So when I was recently touring Asia to visit micromobility factories for a peek behind the curtain, I knew Ride1Up’s factory would be high on my list. They invited me out to join the company’s founder, Kevin Dugger, on a tour of the factory so I could see just how Ride1Up goes about ensuring they can keep the quality high and the prices low.

Like nearly every other e-bike company in the US, their bikes are produced in China. But you can get a wide range of quality across such a large country with vast manufacturing facilities. If you cheap out, you get cheap products. But if you design a production system with triple and quadruple quality-assurance inspections, you get well-made products that treat their owners right for years to come.

That’s the calculation Ride1Up made, and it’s paying dividends for the company in reducing customer issues and thus, customer complaints. And when you have as generous of a return policy as Ride1Up, you darn well better make sure people get their bikes in good shape and that those bikes last as long as riders expect them to.

My tour of Ride1Up’s factory took me straight onto the factory floor where parallel production lines were busy cranking out Ride1Up’s ultra-affordable $995 Portola folding e-bike on one side of the factory, and the company’s budget-priced $2,295 CF Racer1 carbon fiber road/gravel e-bike. And yes, when it comes to carbon fiber road and gravel e-bikes, 2 g’s is crazy low-priced.

To see a tour of the factory and learn the secrets behind making high-quality e-bikes, check out my video below. And don’t forget to keep reading below for even more detail!

Before parts get to either of those lines though, they first go through pre-check.
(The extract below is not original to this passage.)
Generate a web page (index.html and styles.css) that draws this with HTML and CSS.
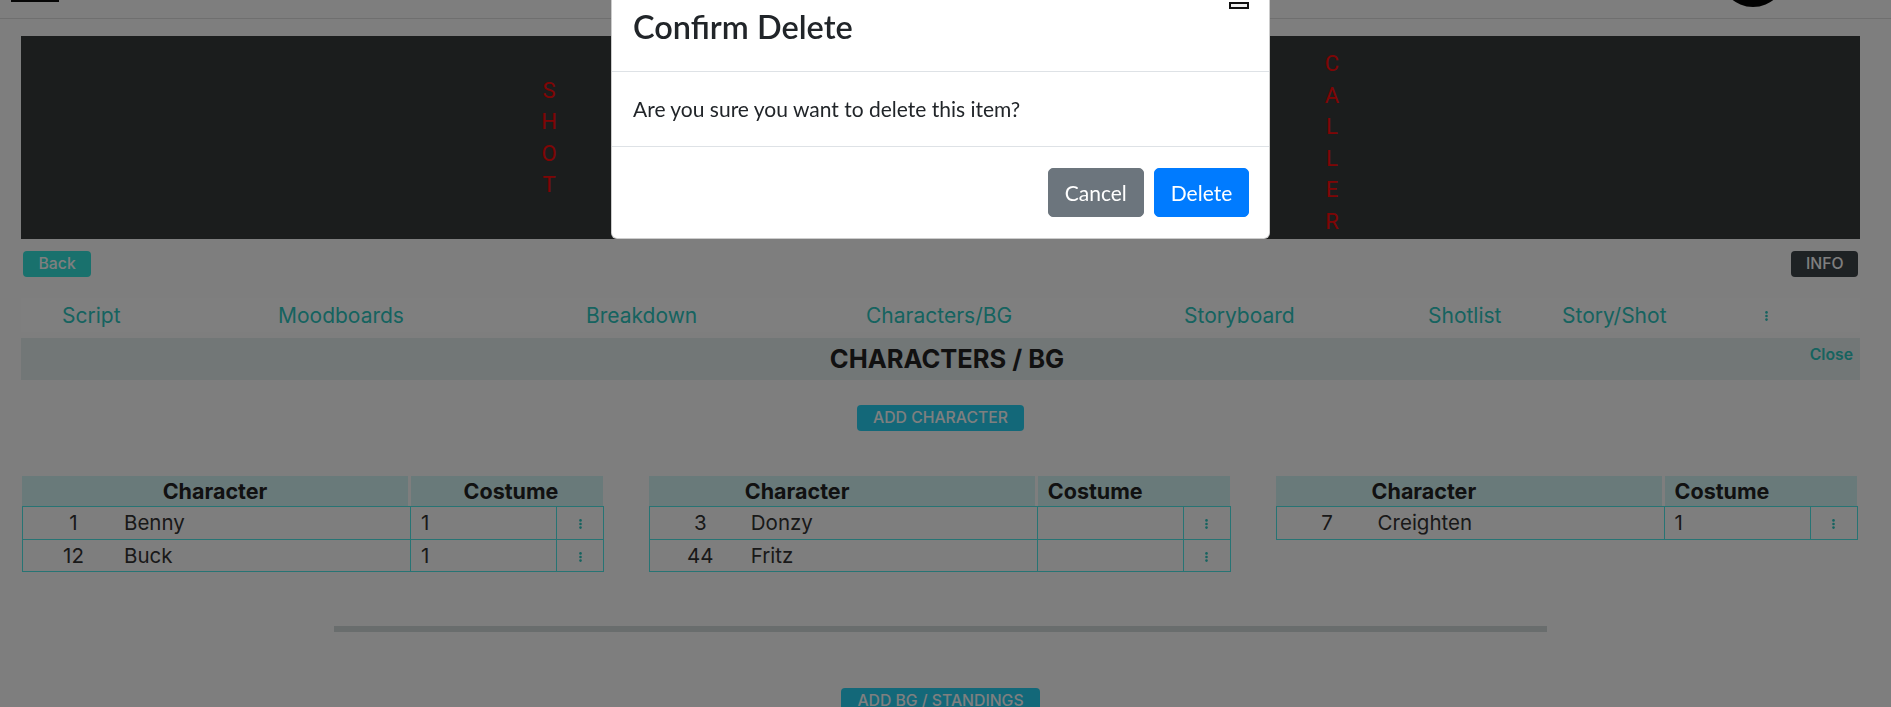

Wheels are built up around motors and front hubs using automated lacing machines that then feed into automated checking robots to ensure they’re properly laced and tensioned.

Any wheel that doesn’t come out exactly right is shunted off to a side chute where a human inspector can evaluate it and send it back for reworking until it’s perfect.

The process combines both manual and automated tasks, drawing from the best of both types of resources.

Frames are inspected at this point too, having been sent in from another off-site welding and painting building (as Ride1Up’s factory is located in a lower-emissions area).

The frames are inspected for any paint knicks or imperfections, and any frames with issues are marked for repair before being sent off for assembly.

The rest of the frames move on to the assembly line.

Those pre-inspected frames are hoisted off to the initial assembly area by an elevated conveyor, where initial assembly will begin.

On the other side of the conveyer, a worker receives the frame and sets it up at its first station so that lights can be installed on the rear rack and internally run cables can be passed through the frame tubes.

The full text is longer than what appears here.